What is the best practice for parallel dictionary comprehensions?

I’m trying to work out a good template for the parallel part of my experiments. I’m looking for rock-solid example code to copy and and extend based on the current ecosystem.

Usually, I’m in the embarrassingly || space, which makes it all the more embarrassing that Im not sure about the best practice. I’m faced with a wide array of options. Threads, Distributed, ThreadX, Dagger, FLoops, Transducers etc.

On a single machine (but might go on a cluster later) I want to save things in a dictionary.

Dict(n => expensive_calculation(n) for n in nlist)

Right now I’ve hit on the following pattern which I show for constructive criticism.

using Distributed
using BangBang
using MicroCollections
addprocs(4) 

@everywhere function expensive_calculation(n)
                    sleep(3)
                    return n => n^2
end

function parallel_dict_computation(n)
    result_dict = EmptyDict() # from MicroCollections
    tasks = @sync [ @spawn expensive_calculation(n) for n in 1:n]
    for task in tasks
        result_dict = push!!(result_dict, fetch(task))   # BangBang's push!! promotes to the concrete type.
    end
    return result_dict
end

result_dictionary = parallel_dict_computation(10)
println(result_dictionary)

Here are my questions
1.) How would YOU write this code? Is there any benefit to adding in Transducers or something like that?

2.) Is it elegant to put all the tasks in an array and fetch them later? Is it better to build the Dict directly inside @sync with a lock somehow?

3.) is the @sync neccesary? doesn’t seem to do anything bad to omit it here. How do I know if a spawn is in a sync’s scope

4.) I keep accidentally rerunning addprocs. Is there a way to manage the number of proc’s automatically? Is there a risk of having too many proc’s?

5.) How do threads and procs interact? Does it matter how many threads I start julia with?

6.) And while I’m here: more sophisticated reductions: if I have an associative operator, expensive_op(x,y) what is the best way to parallelize the reduction piece as well? Like a parallel mapreduce(expensive_fun, expensive_op, list).

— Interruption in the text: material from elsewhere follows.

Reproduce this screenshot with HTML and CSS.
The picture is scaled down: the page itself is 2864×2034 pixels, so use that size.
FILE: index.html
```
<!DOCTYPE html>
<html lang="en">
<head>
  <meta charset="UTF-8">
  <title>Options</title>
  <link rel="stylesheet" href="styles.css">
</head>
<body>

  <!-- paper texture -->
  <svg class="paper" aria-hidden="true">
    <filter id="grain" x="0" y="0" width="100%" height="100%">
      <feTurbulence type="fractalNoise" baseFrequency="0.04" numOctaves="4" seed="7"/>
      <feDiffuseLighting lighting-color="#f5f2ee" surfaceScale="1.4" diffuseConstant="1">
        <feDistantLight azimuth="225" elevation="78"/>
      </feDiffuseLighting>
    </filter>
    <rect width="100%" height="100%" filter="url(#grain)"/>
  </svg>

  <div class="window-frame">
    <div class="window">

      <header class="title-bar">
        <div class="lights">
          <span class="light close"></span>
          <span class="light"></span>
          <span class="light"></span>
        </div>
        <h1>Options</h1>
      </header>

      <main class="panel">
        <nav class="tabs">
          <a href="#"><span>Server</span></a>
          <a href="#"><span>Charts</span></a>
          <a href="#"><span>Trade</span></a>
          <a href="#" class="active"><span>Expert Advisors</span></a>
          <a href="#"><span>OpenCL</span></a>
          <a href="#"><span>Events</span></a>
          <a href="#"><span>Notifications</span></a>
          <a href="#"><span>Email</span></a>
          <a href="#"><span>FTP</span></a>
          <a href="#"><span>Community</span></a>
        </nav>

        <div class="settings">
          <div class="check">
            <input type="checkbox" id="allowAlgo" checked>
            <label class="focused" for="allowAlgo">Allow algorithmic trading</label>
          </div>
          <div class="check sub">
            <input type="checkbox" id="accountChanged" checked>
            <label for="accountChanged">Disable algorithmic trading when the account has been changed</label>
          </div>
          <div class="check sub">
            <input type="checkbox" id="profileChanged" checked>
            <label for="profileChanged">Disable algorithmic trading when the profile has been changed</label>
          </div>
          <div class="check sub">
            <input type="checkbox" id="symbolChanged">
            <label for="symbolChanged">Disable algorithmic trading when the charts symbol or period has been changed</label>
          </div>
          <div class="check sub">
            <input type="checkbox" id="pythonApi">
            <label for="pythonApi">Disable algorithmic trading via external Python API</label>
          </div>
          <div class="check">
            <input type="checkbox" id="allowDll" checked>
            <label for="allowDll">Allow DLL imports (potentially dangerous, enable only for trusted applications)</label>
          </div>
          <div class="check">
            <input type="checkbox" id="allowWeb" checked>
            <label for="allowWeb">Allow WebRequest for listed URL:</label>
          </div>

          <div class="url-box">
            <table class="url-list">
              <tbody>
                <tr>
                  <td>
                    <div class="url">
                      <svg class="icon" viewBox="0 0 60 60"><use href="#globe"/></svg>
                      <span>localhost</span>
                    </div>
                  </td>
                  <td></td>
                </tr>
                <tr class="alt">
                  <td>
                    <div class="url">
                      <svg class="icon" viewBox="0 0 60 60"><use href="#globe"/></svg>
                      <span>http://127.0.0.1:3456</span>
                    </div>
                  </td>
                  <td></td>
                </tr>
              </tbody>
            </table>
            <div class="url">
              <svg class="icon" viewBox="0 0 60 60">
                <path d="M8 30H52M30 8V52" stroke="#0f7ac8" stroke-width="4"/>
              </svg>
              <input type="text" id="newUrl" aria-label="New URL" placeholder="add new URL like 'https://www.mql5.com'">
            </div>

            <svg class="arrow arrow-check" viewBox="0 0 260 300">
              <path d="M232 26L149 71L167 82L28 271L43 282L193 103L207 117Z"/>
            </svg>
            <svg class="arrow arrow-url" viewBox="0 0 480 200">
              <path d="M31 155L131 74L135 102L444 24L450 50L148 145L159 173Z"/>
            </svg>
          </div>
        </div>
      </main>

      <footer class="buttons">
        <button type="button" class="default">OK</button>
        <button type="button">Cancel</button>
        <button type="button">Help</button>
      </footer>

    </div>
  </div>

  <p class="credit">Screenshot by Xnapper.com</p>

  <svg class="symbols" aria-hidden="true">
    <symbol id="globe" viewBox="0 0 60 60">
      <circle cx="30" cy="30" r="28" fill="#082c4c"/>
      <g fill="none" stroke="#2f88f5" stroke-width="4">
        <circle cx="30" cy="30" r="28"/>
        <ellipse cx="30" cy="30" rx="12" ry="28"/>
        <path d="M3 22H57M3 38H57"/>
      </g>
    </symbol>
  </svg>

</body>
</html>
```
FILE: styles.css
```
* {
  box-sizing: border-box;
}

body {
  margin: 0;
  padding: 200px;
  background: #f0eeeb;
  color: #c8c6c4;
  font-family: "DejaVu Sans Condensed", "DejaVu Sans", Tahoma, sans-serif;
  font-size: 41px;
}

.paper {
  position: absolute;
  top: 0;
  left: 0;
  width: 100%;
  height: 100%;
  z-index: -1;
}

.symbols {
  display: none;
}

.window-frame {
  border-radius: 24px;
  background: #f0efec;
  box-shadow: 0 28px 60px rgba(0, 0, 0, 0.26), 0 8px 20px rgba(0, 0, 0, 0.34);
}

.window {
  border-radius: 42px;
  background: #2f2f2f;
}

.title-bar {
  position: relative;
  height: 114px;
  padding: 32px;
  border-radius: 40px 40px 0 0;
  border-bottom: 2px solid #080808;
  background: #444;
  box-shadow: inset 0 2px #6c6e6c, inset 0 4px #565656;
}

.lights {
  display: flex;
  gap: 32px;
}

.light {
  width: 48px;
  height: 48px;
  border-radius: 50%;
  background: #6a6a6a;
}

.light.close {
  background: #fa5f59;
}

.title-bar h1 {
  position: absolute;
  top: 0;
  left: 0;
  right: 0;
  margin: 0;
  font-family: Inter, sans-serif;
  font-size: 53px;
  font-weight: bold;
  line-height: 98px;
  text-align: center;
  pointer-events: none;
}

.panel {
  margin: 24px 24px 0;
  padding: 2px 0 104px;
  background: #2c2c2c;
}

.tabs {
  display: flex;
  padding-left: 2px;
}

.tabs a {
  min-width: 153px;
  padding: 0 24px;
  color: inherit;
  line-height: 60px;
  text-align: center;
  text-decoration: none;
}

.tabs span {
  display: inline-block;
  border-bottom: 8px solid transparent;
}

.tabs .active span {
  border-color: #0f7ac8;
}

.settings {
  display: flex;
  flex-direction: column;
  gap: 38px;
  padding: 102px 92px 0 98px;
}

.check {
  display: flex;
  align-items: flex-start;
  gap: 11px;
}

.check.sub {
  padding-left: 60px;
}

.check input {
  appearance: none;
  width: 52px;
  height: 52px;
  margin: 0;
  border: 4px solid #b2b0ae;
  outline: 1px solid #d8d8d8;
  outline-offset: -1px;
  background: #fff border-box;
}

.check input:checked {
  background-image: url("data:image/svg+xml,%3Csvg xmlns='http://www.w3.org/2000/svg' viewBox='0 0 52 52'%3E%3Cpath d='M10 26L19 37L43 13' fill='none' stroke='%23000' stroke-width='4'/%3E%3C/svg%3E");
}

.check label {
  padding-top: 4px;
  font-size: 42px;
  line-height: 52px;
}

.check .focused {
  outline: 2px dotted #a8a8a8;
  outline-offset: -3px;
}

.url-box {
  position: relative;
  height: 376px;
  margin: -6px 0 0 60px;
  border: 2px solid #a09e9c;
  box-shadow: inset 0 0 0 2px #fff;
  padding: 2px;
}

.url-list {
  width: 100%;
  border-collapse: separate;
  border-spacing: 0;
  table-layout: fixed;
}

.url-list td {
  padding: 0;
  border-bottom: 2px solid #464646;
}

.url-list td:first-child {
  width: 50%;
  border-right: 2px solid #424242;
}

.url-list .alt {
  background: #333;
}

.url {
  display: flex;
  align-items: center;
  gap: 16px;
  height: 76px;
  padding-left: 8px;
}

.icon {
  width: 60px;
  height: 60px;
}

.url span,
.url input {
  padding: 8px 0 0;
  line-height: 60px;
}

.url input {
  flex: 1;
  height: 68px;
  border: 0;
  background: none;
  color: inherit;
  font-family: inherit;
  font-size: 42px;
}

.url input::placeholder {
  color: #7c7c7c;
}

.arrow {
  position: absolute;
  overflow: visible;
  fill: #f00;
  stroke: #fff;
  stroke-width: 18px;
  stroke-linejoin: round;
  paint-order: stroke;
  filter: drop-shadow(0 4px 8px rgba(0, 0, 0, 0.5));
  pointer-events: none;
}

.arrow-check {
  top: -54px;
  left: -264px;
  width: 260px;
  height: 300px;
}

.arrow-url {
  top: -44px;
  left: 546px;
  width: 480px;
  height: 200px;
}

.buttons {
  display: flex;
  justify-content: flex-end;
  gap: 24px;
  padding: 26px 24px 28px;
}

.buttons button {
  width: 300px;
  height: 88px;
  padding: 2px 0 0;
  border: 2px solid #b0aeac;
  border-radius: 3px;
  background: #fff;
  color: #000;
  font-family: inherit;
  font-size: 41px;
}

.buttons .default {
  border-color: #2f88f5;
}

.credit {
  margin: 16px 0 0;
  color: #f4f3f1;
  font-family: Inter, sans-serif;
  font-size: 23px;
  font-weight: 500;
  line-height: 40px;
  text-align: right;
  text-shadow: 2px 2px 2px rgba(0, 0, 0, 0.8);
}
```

In the typical case, I can easily assume the scheduler overhead is minimal compared to all expensive calls, but the distribution in the execution time of expensive calls is power law.

Thanks very very much! (Also is anything happening with JuliaFolds2?)

Just some quick comments/questions regarding 1.) and 4.) from somebody with probably less experience.

• ad 4.) You could use Julia’s CLI to start directly with the right number of workers: Command-line Interface · The Julia Language

• ad 1.) Regarding the strategy: It seems much easier to construct an array first and then create the dictionary in a reduce step, for example like:

data = pmap(expensive_calculation, 1:n)
result_dict = Dict(data)

(EDIT: I just noticed that you constructed expensive_calculation already for constructing a Dict. So, I changed the example.)

That way you can use all the pre-existing functions (like pmap or more specialised variants). And you could even use a suitable array type to pre-allocate the memory, e.g.

# with Threads
data = Array{Pair{Int,Int}}(undef, n)
Threads.@threads for i in eachindex(data)
    data[i] = expensive_calucation(i)
end

Is there a particular reason in your application why you need dictionaries already during the parallel stage?

Is there a particular reason in your application why you need dictionaries already during the parallel stage?

Not here . Indeed for this project I’m using pmap and rolling everything up at the end.

But I wanted to understand spawn and sync better so I can balance the load better in deeper loops, and work out how to write this reduction “properly”. All I can rely on right now is pmap and I’m looking to up my || game, since it’s leaving a lot of CPU on the table because of imbalances.

Update: re 4.) I’m using vs code parameter to set-threads for running a script block by block. Im trying to check if concurrency of pmap is limited by nthreads or not.
I found the pattern from this post helpful

np = addprocs(4)
…
rmprocs(np)

for controlling and freeing ram at the end of a distributed thing.

Depends a bit on the pattern of parallelisms you need/want to support, but for map-reduce type computation, Transducers is a nice fit. In particular, you can use (almost) the same code for sequential, threaded or distributed execution:

# Sequential
foldl(merge!!, Map(Dict ∘ expensive_calculation), 1:10; init = EmptyDict())
# Threaded
foldxt(merge!!, Map(Dict ∘ expensive_calculation), 1:10; init = EmptyDict())
# Distributed
foldxd(merge!!, Map(Dict ∘ expensive_calculation), 1:10; init = EmptyDict())

It seems that the threaded/distributed versions currently require a monoid for combining, i.e., two dictionaries with merge!! instead of Dict and element with push!!. (The latter works sequentially via `foldl(push!!, Map(expensive_calculation), 1:10; init = EmptyDict()), but not parallel … could be worth an issue in Transducers).